The Texas and Michigan cases, while both centering on the government’s use of race, address substantially different issues.
The Texas case, Fisher v. University of Texas at Austin, challenges whether the Constitution permits the university to consider race in order to achieve diversity when admitting students.
But Schuette v. Michigan Coalition to Defend Affirmative Action deals with whether a ban on affirmative action in the state constitution — adopted in a statewide vote in 2006 — violates the 14th Amendment because it discriminates against racial minorities. The U.S. Court of Appeals for the Sixth Circuit ruled that subjecting the use of race to a popular vote that can only be overturned if racial minorities can convince a majority of the population to change their vote deprives racial minorities of equal protection under the Constitution.
William Eskridge Jr., a Yale University constitutional law scholar, said the timing might be unexpected but that this type of case is tailor-made for this Supreme Court.
“This is the classic case where the Roberts court would grant cert,” he said. “It’s a liberal ruling by one of the courts of appeals overturning a populate initiative or statute that is objected to by racial minorities. That is the sort of case four members of the Supreme Court are strongly opposed to.”
But Eskridge said taking this case likely means that whatever the Supreme Court rules in the Texas case will not affect Michigan’s.
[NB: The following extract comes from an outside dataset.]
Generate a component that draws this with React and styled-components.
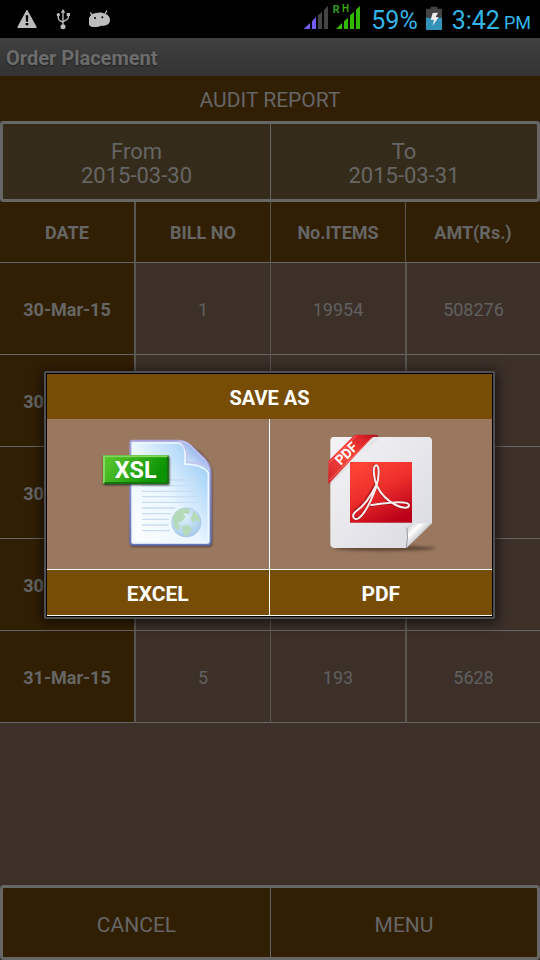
import styled, { createGlobalStyle } from "styled-components";

const GlobalStyle = createGlobalStyle`
  * {
    box-sizing: border-box;
  }

  body {
    margin: 0;
    background: #3c3029;
    color: #666666;
    font-family: Roboto, "Liberation Sans", sans-serif;
  }

  button {
    margin: 0;
    padding: 0;
    border: 0;
    background: none;
    color: inherit;
    font: inherit;
    cursor: pointer;
  }
`;

//Styled Components
const Screen = styled.div`
  min-height: 100vh;
  display: flex;
  flex-direction: column;
`;

const StatusBar = styled.header`
  height: 38px;
  padding: 0 9px 0 17px;
  display: flex;
  justify-content: space-between;
  background: #000000;
  color: #33b5e5;
  font-size: 25px;
  line-height: 42px;

  svg {
    display: block;
  }
`;

const Notifications = styled.div`
  display: flex;
  gap: 19px;
`;

const System = styled.div`
  display: flex;
  gap: 10px;
`;

const Percent = styled.span`
  margin-right: -2px;
`;

const Clock = styled.time`
  small {
    margin-left: 4px;
    font-size: 18px;
  }
`;

const AppBar = styled.h1`
  height: 38px;
  margin: 0;
  padding: 0 6px;
  background: linear-gradient(#404040, #333333);
  color: #6c6c6c;
  font-size: 20px;
  font-weight: 700;
  line-height: 40px;
  text-shadow: 0 1px 2px #222222;
`;

const PageTitle = styled.h2`
  height: 45px;
  margin: 0;
  background: #311f04;
  font-size: 21px;
  font-weight: 400;
  line-height: 49px;
  text-align: center;
`;

const Group = styled.div`
  display: grid;
  grid-template-columns: 1fr 1fr;
  border: 3px solid #666666;
  border-radius: 4px;
  background: ${({ $fill }) => $fill};
`;

const GroupButton = styled.button`
  height: ${({ $height }) => $height};
  padding-top: 4px;
  font-size: ${({ $size }) => $size};
  line-height: 24px;

  & + & {
    border-left: 1px solid #666666;
  }

  span {
    display: block;
  }
`;

const Report = styled.table`
  width: 100%;
  table-layout: fixed;
  border-collapse: separate;
  border-spacing: 0;
  font-size: 18px;
  line-height: 24px;
  text-align: center;
`;

const HeadCell = styled.th`
  height: 61px;
  padding: 2px 0 0;
  background: #311f04;
  border-bottom: 1px solid #666666;
  border-left: 1px solid #5a5753;

  &:first-child {
    border-left: 0;
    border-right: 1px solid #5a5753;
  }
`;

const DateCell = styled.th`
  height: 92px;
  padding: 2px 0 0;
  background: #311f04;
  border-bottom: 1px solid #666666;
  border-right: 1px solid #5a5753;
`;

const Cell = styled.td`
  height: 92px;
  padding: 2px 0 0;
  border-bottom: 1px solid #666666;
  border-left: 1px solid #5a5753;
  color: #606060;

  &:last-child {
    border-left-width: 2px;
  }
`;

const Footer = styled.footer`
  margin-top: auto;
`;

const Overlay = styled.div`
  position: fixed;
  inset: 0;
  padding: 30px 45px 0 44px;
  display: flex;
  align-items: center;
`;

const Dialog = styled.section`
  flex: 1;
  border: 2px solid #505050;
  border-radius: 2px;
  background: #000000;
  padding: 1px;
  box-shadow: 0 2px 12px 2px rgba(0, 0, 0, 0.6);
  color: #ffffff;
  font-size: 21px;
  font-weight: 700;
  line-height: 49px;
  text-align: center;
`;

const DialogTitle = styled.h2`
  height: 45px;
  margin: 0;
  background: #774d06;
  font-size: 20px;
`;

const Options = styled.div`
  display: grid;
  grid-template-columns: 1fr 1fr;
`;

const Option = styled.button`
  background: #99785f;

  &:first-child {
    border-right: 1px solid #ffffff;
  }
`;

const Picture = styled.span`
  height: 150px;
  display: flex;
  align-items: center;
  justify-content: center;
`;

const Label = styled.span`
  height: 47px;
  display: block;
  border-top: 1px solid #ffffff;
  border-bottom: 1px solid #ffffff;
  background: #774d06;
`;

const columns = ["DATE", "BILL NO", "No.ITEMS", "AMT(Rs.)"];

const rows = [
  ["30-Mar-15", "1", "19954", "508276"],
  ["30-Mar-15", "", "", ""],
  ["30-Mar-15", "", "", ""],
  ["30-Mar-15", "", "", ""],
  ["31-Mar-15", "5", "193", "5628"],
];

function WarningIcon() {
  return (
    <svg width="20" height="38" viewBox="51 0 60 114" aria-hidden="true">
      <path
        d="M81 32 L108 82 H54 Z"
        fill="#bdbdbd"
        stroke="#bdbdbd"
        strokeWidth="4"
        strokeLinejoin="round"
      />
      <path d="M77 46 H85 L84 65 H78 Z M77 69 H85 V76 H77 Z" fill="#000" />
    </svg>
  );
}

function UsbIcon() {
  return (
    <svg width="14" height="38" viewBox="169 0 42 114" aria-hidden="true">
      <g fill="none" stroke="#bdbdbd" strokeWidth="4">
        <path d="M190 34 V78" />
        <path d="M176 45 V55 Q176 59 181 62 L190 67" />
        <path d="M206 45 V52 Q206 56 201 59 L190 65" />
      </g>
      <g fill="#bdbdbd">
        <path d="M190 27 L197 38 H183 Z" />
        <circle cx="176" cy="44" r="5" />
        <rect x="201" y="39" width="10" height="9" />
        <circle cx="190" cy="80" r="7.5" />
      </g>
    </svg>
  );
}

function AndroidIcon() {
  return (
    <svg width="22" height="38" viewBox="266 0 66 114" aria-hidden="true">
      <path
        d="M264 66 C263 51 273 41 287 39 C297 36 308 37 315 42 C324 44 329 52 329 60 C329 72 317 79 303 77 C296 79 290 82 281 81 C270 81 264 75 264 66 Z"
        fill="#bdbdbd"
      />
      <path
        d="M271 39 L277 47 M319 33 L314 42"
        stroke="#bdbdbd"
        strokeWidth="4"
        strokeLinecap="round"
      />
      <circle cx="284" cy="54" r="3" fill="#000" />
      <circle cx="306" cy="52" r="3" fill="#000" />
    </svg>
  );
}

function SignalIcon() {
  return (
    <svg width="58" height="38" viewBox="18 0 174 114" aria-hidden="true">
      <path d="M20 87 L39 69 V87 Z M45 64 L57 51 V87 H45 Z" fill="#735cf5" />
      <path d="M63 46 L75 35 V87 H63 Z M81 29 L93 18 V87 H81 Z" fill="#444444" />
      <path
        d="M117 87 L135 69 V87 Z M141 64 L153 53 V87 H141 Z M159 46 L171 35 V87 H159 Z M177 29 L189 18 V87 H177 Z"
        fill="#33b800"
      />
      <text x="107" y="39" fontSize="32" fontWeight="700" fill="#2f9e1a">
        R
      </text>
      <text x="135" y="37" fontSize="30" fontWeight="500" fill="#33b800">
        H
      </text>
    </svg>
  );
}

function BatteryIcon() {
  return (
    <svg width="16" height="38" viewBox="381 0 48 114" aria-hidden="true">
      <path d="M395 20 H415 V26 H429 V53 H381 V26 H395 Z" fill="#444444" />
      <path d="M381 53 H429 V90 H381 Z" fill="#3292b8" />
      <path d="M401 39 L417 38 L410 51 L419 52 L401 77 L405 59 L395 60 Z" fill="#eeeeee" />
    </svg>
  );
}

function ExcelPicture() {
  return (
    <svg width="140" height="140" viewBox="-6 -3 420 420" aria-hidden="true">
      <defs>
        <linearGradient id="sheet" x1="0" y1="1" x2="1" y2="0.1">
          <stop offset="0" stopColor="#ffffff" />
          <stop offset="0.5" stopColor="#e9f6ff" />
          <stop offset="1" stopColor="#8fc6f5" />
        </linearGradient>
        <linearGradient id="sheetEdge" x1="0" y1="0" x2="0" y2="1">
          <stop offset="0" stopColor="#a9a0d6" />
          <stop offset="1" stopColor="#6474b4" />
        </linearGradient>
        <linearGradient id="sheetFold" x1="0" y1="1" x2="1" y2="0">
          <stop offset="0.1" stopColor="#e8f6ff" />
          <stop offset="0.6" stopColor="#9bb9ee" />
        </linearGradient>
        <linearGradient id="tag" x1="0" y1="0" x2="1" y2="0.3">
          <stop offset="0" stopColor="#5cc62e" />
          <stop offset="1" stopColor="#0b9404" />
        </linearGradient>
        <radialGradient id="globe" cx="0.4" cy="0.3" r="0.75">
          <stop offset="0" stopColor="#e2f4fb" />
          <stop offset="1" stopColor="#a3c8ea" />
        </radialGradient>
        <filter id="soft" x="-20%" y="-20%" width="140%" height="140%">
          <feGaussianBlur stdDeviation="3" />
        </filter>
      </defs>
      <path
        d="M124 52 H275 Q350 80 366 140 V356 Q366 364 358 365 H127 Q121 364 121 358 Z"
        fill="#4a3930"
        filter="url(#soft)"
      />
      <path
        d="M127 47 H266 Q286 47 302 62 L345 103 Q361 119 362 141 V350 Q362 359 353 359 H129 Q121 359 121 351 V53 Q121 47 127 47 Z"
        fill="url(#sheet)"
        stroke="url(#sheetEdge)"
        strokeWidth="6"
      />
      <path
        d="M129 54 H262 Q281 56 284 74 Q287 92 284 117 Q337 118 355 143 V348 Q355 352 350 352 H129 Z"
        fill="none"
        stroke="#eff8ff"
        strokeWidth="5"
      />
      <path
        d="M269 49 Q294 66 291 112 Q332 110 357 132 Q351 111 341 101 L300 61 Q287 48 269 49 Z"
        fill="url(#sheetFold)"
        stroke="#c5c2ed"
        strokeWidth="4"
      />
      <path
        d="M156 165 H322 M156 182 H322 M156 199 H322 M156 215 H322 M156 232 H322 M156 249 H256 M156 266 H244 M156 283 H236 M156 300 H236 M156 317 H240"
        stroke="#cadcf1"
        strokeWidth="4"
      />
      <circle cx="289" cy="292" r="44" fill="url(#globe)" stroke="#a5bfe5" strokeWidth="2" />
      <g fill="#b4dab8">
        <path d="M250 272 Q262 250 290 249 L302 257 L294 267 L280 265 L287 276 L276 289 L263 293 L270 307 L263 317 Q246 303 250 272 Z" />
        <path d="M309 259 Q330 272 331 294 L318 286 L309 292 L301 282 L307 271 Z" />
        <path d="M275 304 L294 300 L306 310 L294 332 L282 331 Z" />
      </g>
      <path d="M41 96 H238 V180 H41 Z" fill="#222c1a" filter="url(#soft)" />
      <path d="M39 91 H236 V177 H39 Z" fill="#14750c" />
      <path d="M39 91 H236 L229 98 H46 V170 L39 177 Z" fill="#83d959" />
      <path d="M45 97 H230 V171 H45 Z" fill="url(#tag)" />
      <text
        x="137"
        y="159"
        fontFamily="'Liberation Sans Narrow', Roboto, sans-serif"
        fontSize="70"
        fontWeight="700"
        textAnchor="middle"
        fill="#ffffff"
      >
        XSL
      </text>
    </svg>
  );
}

function PdfPicture() {
  return (
    <svg width="140" height="140" viewBox="-12 -3 420 420" aria-hidden="true">
      <defs>
        <linearGradient id="paper" x1="0" y1="0" x2="1" y2="1">
          <stop offset="0" stopColor="#f4f4f6" />
          <stop offset="1" stopColor="#d9dae1" />
        </linearGradient>
        <linearGradient id="badge" x1="0.2" y1="0" x2="0.7" y2="1">
          <stop offset="0" stopColor="#ff4436" />
          <stop offset="0.45" stopColor="#ee2f2c" />
          <stop offset="1" stopColor="#b90018" />
        </linearGradient>
        <linearGradient id="ribbon" x1="0" y1="1" x2="1" y2="0">
          <stop offset="0" stopColor="#d0202a" />
          <stop offset="0.45" stopColor="#f8473b" />
          <stop offset="0.8" stopColor="#df2429" />
          <stop offset="1" stopColor="#a80e19" />
        </linearGradient>
        <linearGradient id="curl" x1="0" y1="0" x2="1" y2="1">
          <stop offset="0" stopColor="#b9bac0" />
          <stop offset="0.3" stopColor="#ffffff" />
          <stop offset="0.65" stopColor="#a9aab0" />
        </linearGradient>
        <filter id="haze" x="-20%" y="-100%" width="140%" height="300%">
          <feGaussianBlur stdDeviation="4" />
        </filter>
      </defs>
      <ellipse cx="210" cy="370" rx="152" ry="8" fill="#5e4636" filter="url(#haze)" />
      <path
        d="M56 36 H340 Q351 37 351 48 V294 L274 369 H58 Q46 368 46 357 V47 Q46 37 56 36 Z"
        fill="url(#paper)"
      />
      <path d="M274 369 L280 307 Q281 298 290 297 L351 294 Z" fill="url(#curl)" />
      <path d="M274 369 Q280 340 276 308" fill="none" stroke="#999aa1" strokeWidth="3" />
      <path d="M105 111 H291 V293 H105 Z" fill="url(#badge)" />
      <g fill="none" strokeLinejoin="round">
        <path
          d="M180 180 C161 218 143 243 121 257 C108 270 117 289 131 279 C151 265 169 224 183 184 C193 151 192 120 182 121 C170 122 177 162 185 184 C199 211 217 229 241 241 C261 251 280 252 281 241 C282 230 251 232 225 234 C202 235 183 238 165 242"
          stroke="#7d0910"
          strokeOpacity="0.55"
          strokeWidth="9"
        />
        <path
          d="M184 180 C165 218 147 243 124 258 C108 269 114 288 130 280 C151 267 169 226 184 185 C194 151 193 120 183 121 C171 122 177 162 186 184 C200 211 218 228 242 240 C261 250 281 251 282 241 C283 231 252 231 226 233 C203 234 184 237 166 241"
          stroke="#f7eeee"
          strokeWidth="6"
        />
      </g>
      <path d="M39 179 L47 167 L188 39 L191 33 Z" fill="#332722" opacity="0.35" filter="url(#haze)" />
      <path
        d="M40 178 L40 108 L118 31 Q120 29 125 29 H184 Q191 30 190 36 Q177 31 165 45 Z"
        fill="url(#ribbon)"
      />
      <path d="M42 115 L124 33 M44 165 L172 36" stroke="#ff928b" strokeWidth="2" fill="none" />
      <text
        x="94"
        y="100"
        fontFamily="Roboto, sans-serif"
        fontSize="41"
        fontWeight="700"
        textAnchor="middle"
        fill="#ffffff"
        transform="rotate(-45 94 86)"
      >
        PDF
      </text>
    </svg>
  );
}

export default function App() {
  return (
    <>
      <GlobalStyle />
      <Screen>
        <StatusBar>
          <Notifications>
            <WarningIcon />
            <UsbIcon />
            <AndroidIcon />
          </Notifications>
          <System>
            <SignalIcon />
            <Percent>59%</Percent>
            <BatteryIcon />
            <Clock>
              3:42<small>PM</small>
            </Clock>
          </System>
        </StatusBar>
        <AppBar>Order Placement</AppBar>
        <PageTitle>AUDIT REPORT</PageTitle>
        <Group $fill="#352b1a">
          <GroupButton $height="75px" $size="22px">
            <span>From</span>
            <span>2015-03-30</span>
          </GroupButton>
          <GroupButton $height="75px" $size="22px">
            <span>To</span>
            <span>2015-03-31</span>
          </GroupButton>
        </Group>
        <Report>
          <thead>
            <tr>
              {columns.map((column) => (
                <HeadCell key={column} scope="col">
                  {column}
                </HeadCell>
              ))}
            </tr>
          </thead>
          <tbody>
            {rows.map(([date, bill, items, amount], index) => (
              <tr key={index}>
                <DateCell scope="row">{date}</DateCell>
                <Cell>{bill}</Cell>
                <Cell>{items}</Cell>
                <Cell>{amount}</Cell>
              </tr>
            ))}
          </tbody>
        </Report>
        <Footer>
          <Group $fill="#311f04">
            <GroupButton $height="69px" $size="21px">
              CANCEL
            </GroupButton>
            <GroupButton $height="69px" $size="21px">
              MENU
            </GroupButton>
          </Group>
        </Footer>
      </Screen>
      <Overlay>
        <Dialog role="dialog" aria-labelledby="save-as">
          <DialogTitle id="save-as">SAVE AS</DialogTitle>
          <Options>
            <Option>
              <Picture>
                <ExcelPicture />
              </Picture>
              <Label>EXCEL</Label>
            </Option>
            <Option>
              <Picture>
                <PdfPicture />
              </Picture>
              <Label>PDF</Label>
            </Option>
          </Options>
        </Dialog>
      </Overlay>
    </>
  );
}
Several legal scholars agree that the exact nature and reach of the coming rulings likely hinge on one man: Justice Anthony Kennedy.
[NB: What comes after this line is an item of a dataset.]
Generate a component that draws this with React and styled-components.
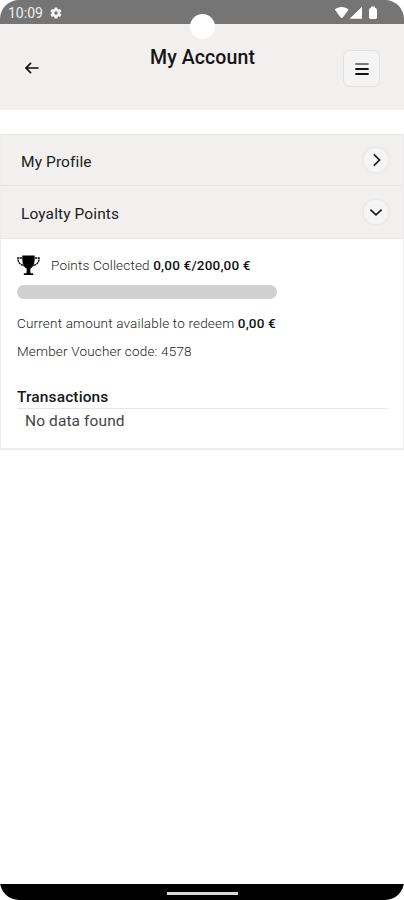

Chief Justice John Roberts, along with Justices Clarence Thomas, Antonin Scalia and Samuel Alito, make up what is widely regarded as the most conservative bench in seven decades, and they have made it clear they would like to strike down any use of race by the government — whether that involves voting laws, education or employment. The liberal judges are expected to vote to uphold such cases to address both the legacy of discrimination and current inequalities.
In recent years, the conservative-leaning Kennedy has planted himself in the court’s middle ground, consistently narrowing the use of race to address racial inequalities while still allowing for it in some limited instances.
“Kennedy is the crucial decider,” said John O. McGinnis, a constitutional law scholar at Northwestern University.
The court’s decision to take the Michigan case so close to an expected decision in the Texas case could signal that Kennedy once again has declined to side fully with his conservative brethren on the court.
“The most plausible explanation really is that the court is not going to end this all the way primarily because of Kennedy,” Connerly said.
In the Michigan case, voters passed a ballot measure that amended the state constitution to prohibit the use of race in college admissions and government contracting and hiring. Opponents filed suit, arguing that singling out race for a constitutional ban and not other factors discriminated against racial minorities.
“It put up a specific roadblock for minorities,” McGinnis said. “It’s an issue that goes to state power. It is a different issue from Fisher. That question was whether a state could give some preferences to minorities. This is can they ban it.”
Haney-Lopez said the issue is broader than that. “This is not about whether a state can end affirmative action or not; they clearly can,” said Haney-Lopez. “It’s about whether they can prohibit supporters of affirmative action from going to the legislature like other groups, whether the voters of Michigan can close the doors of government to supporters of affirmative action.”
Kennedy, it turns out, wrote the decision striking down a constitutional amendment passed by ballot measure in Colorado that would have banned state and local government from passing laws protecting gays from discrimination. Kennedy wrote that the amendment imposed a “special disability” on gay Americans because they could only gain civil rights protections by convincing enough citizens to vote to amend the state constitution in their favor.
This is the same reasoning that the Sixth Circuit used in a split decision overturning Michigan’s constitutional ban on affirmative action.
But Eskridge, the Yale professor, said Kennedy may not necessarily be the only conservative justice standing in the way of a sweeping, precedent-obliterating decision that outlaws any use of race by government to help racial minorities. Robert’s unexpected yet critical vote upholding President Obama’s Affordable Care Act shows that he has softened some of his earlier hardline views because he has grown increasingly concerned about exposing the court to charges of political activism, he said.
“He is more sensitive to the charge that the court is interfering to trump the political process,” Eskridge said.
With that said, the two affirmative action cases should be viewed along with another — the Voting Rights Act challenge the court also took up this term — as evidence of the court aggressively moving to confront the issue of whether race remains a category that should trigger government intervention, experts say.
For Connerly, it’s a long-hoped-for moment. “The country has reached a place where we believe it is morally wrong to discriminate against anyone based on race,” he said, referring, in this instance, to whites.
But Haney-Lopez sees the court’s actions as signaling a new nadir when set against the long history of the Supreme Court’s role in ensuring opportunities for racial minorities.
“They are crafting new jurisprudence around race and equal protection,” he said. “We’re in a period where the more hostile contours of this new equal protection will soon crystalize.”
Correction: This post originally said that both the Texas and Michigan cases center on a university’s use of race in admissions decisions. In fact, they both center on the government’s use of race.